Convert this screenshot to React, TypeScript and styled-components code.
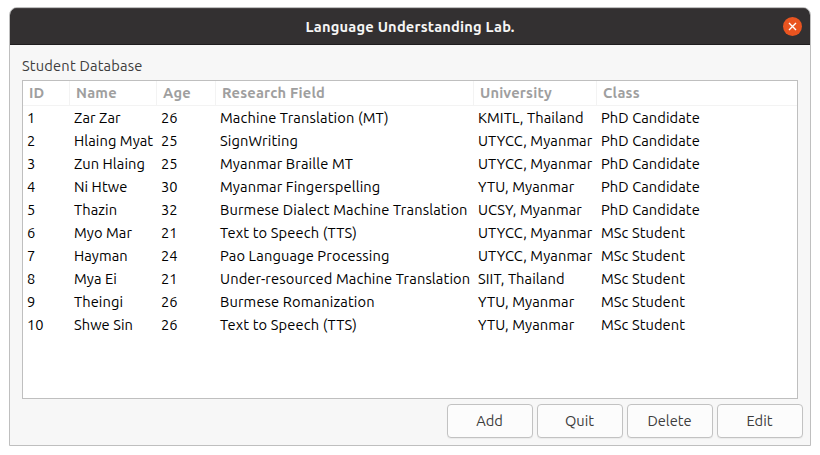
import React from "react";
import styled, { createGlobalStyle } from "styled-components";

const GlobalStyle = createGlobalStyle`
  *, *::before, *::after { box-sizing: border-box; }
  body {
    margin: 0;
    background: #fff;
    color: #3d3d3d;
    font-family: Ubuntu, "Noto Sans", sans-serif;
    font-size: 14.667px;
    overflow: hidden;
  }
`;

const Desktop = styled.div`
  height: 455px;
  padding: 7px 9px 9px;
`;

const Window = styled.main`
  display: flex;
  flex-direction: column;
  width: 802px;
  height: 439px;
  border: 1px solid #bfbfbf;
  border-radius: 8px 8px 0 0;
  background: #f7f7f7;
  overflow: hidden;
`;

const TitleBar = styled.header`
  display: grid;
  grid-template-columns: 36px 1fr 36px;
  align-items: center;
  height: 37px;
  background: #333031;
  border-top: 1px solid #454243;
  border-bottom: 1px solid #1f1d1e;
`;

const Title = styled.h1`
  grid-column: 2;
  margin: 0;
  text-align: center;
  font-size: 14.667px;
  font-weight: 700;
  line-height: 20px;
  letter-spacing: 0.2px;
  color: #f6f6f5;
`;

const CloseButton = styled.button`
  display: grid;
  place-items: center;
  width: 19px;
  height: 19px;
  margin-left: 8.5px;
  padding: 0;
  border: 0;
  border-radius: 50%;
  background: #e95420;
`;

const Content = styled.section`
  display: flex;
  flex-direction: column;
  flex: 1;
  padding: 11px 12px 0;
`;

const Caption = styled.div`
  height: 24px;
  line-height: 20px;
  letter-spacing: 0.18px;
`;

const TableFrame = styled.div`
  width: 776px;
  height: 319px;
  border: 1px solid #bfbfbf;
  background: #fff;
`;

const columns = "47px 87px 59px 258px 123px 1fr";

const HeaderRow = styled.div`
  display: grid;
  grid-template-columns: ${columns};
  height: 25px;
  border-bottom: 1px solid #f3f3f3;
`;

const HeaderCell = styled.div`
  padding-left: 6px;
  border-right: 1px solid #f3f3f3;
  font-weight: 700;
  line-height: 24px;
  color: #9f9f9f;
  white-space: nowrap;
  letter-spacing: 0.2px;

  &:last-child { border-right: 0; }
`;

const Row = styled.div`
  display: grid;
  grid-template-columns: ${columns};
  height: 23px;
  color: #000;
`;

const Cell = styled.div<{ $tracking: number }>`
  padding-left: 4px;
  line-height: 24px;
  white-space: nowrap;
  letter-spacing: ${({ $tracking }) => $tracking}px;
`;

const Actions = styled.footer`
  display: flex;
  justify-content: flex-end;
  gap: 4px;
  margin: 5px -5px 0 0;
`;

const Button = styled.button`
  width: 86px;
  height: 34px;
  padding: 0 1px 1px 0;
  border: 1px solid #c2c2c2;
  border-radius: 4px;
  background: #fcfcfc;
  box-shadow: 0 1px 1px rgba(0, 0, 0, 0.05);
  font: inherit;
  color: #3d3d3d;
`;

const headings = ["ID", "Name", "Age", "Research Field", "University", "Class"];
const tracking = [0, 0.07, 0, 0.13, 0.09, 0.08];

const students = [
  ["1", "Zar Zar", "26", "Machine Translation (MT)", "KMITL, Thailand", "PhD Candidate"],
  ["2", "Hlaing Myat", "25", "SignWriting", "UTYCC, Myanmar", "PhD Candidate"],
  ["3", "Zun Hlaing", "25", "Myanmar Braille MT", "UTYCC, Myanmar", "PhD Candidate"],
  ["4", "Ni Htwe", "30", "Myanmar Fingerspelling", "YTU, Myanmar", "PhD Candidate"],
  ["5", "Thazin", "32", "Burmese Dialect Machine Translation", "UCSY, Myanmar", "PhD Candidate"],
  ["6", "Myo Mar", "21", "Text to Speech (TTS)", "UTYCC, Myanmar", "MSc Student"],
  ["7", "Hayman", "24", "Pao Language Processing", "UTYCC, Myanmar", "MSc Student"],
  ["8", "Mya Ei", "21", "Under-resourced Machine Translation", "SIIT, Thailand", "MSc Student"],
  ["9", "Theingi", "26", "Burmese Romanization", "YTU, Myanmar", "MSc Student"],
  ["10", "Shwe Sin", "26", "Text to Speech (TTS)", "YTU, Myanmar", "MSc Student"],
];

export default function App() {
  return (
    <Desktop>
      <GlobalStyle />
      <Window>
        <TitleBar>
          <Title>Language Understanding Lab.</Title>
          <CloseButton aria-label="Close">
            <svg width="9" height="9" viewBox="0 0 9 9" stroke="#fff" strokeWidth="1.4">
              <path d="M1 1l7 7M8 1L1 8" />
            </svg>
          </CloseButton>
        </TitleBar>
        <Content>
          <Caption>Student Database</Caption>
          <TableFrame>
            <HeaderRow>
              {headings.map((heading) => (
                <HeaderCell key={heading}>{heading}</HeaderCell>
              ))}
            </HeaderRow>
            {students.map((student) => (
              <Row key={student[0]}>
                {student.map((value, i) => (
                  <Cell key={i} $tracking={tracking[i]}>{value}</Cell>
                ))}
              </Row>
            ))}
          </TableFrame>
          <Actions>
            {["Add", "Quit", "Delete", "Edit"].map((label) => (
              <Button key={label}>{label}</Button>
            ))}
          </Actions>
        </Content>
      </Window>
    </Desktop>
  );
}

* * *

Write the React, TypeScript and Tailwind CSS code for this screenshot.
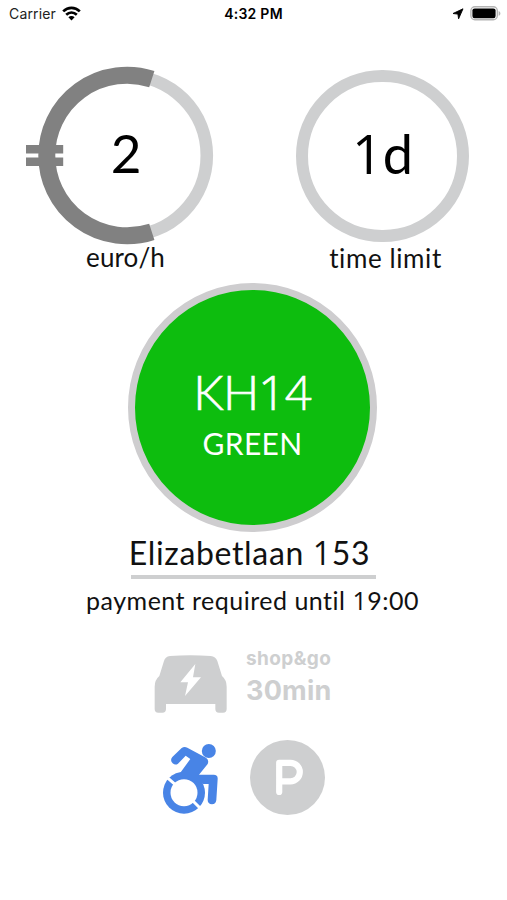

> PROMPT:
Give solely the number of lines in the data that contain the string "code".

> RESULT OF THE EXERCISE:
2